Data section:
....

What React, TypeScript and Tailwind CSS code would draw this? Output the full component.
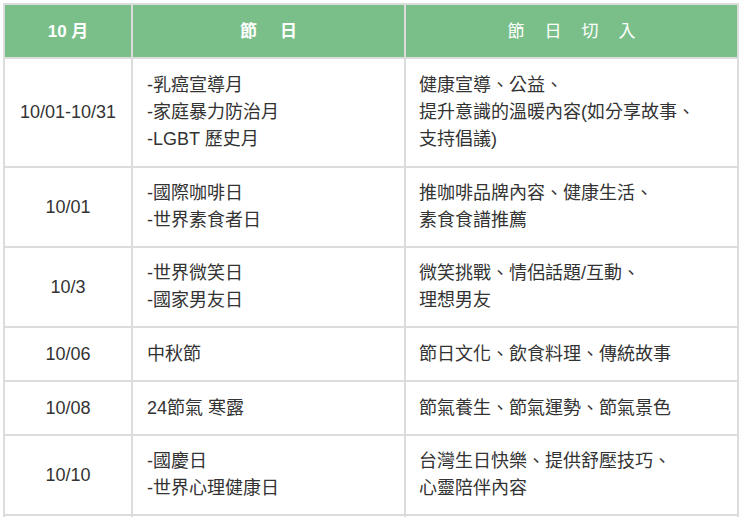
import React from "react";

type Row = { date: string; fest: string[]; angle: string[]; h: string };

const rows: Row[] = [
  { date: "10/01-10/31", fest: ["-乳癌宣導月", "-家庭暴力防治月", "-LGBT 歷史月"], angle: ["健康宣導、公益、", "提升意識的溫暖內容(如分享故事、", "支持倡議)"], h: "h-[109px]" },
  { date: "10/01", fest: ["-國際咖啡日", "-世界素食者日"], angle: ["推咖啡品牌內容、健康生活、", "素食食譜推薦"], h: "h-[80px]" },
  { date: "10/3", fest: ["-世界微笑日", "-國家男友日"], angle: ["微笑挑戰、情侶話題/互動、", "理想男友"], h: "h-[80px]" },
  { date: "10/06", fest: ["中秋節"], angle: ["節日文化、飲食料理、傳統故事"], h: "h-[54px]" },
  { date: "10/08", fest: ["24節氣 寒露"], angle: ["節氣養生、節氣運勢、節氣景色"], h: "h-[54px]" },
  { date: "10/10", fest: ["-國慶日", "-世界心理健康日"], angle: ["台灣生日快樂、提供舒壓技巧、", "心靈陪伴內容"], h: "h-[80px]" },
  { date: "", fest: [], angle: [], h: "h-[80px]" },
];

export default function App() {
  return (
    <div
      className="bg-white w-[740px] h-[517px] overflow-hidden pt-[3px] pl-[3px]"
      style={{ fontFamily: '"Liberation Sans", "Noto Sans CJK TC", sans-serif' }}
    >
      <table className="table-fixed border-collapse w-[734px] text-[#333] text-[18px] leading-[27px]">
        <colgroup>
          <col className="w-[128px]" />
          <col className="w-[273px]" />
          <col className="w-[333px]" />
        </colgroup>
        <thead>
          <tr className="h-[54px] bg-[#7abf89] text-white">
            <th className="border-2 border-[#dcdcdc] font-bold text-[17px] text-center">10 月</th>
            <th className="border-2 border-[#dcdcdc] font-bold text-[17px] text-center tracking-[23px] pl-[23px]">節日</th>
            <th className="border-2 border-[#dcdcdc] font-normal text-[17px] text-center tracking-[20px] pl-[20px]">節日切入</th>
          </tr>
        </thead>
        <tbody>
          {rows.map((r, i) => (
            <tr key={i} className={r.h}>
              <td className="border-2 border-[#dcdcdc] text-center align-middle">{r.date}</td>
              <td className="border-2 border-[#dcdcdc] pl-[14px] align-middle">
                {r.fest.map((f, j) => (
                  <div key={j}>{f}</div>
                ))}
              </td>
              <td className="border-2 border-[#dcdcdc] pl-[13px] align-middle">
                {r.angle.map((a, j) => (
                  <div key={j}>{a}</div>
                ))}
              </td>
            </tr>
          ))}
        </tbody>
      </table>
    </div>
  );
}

....

What to do: Report how many lines in the listing above include the word "React". Give nothing but the number.

Solution to this problem: 2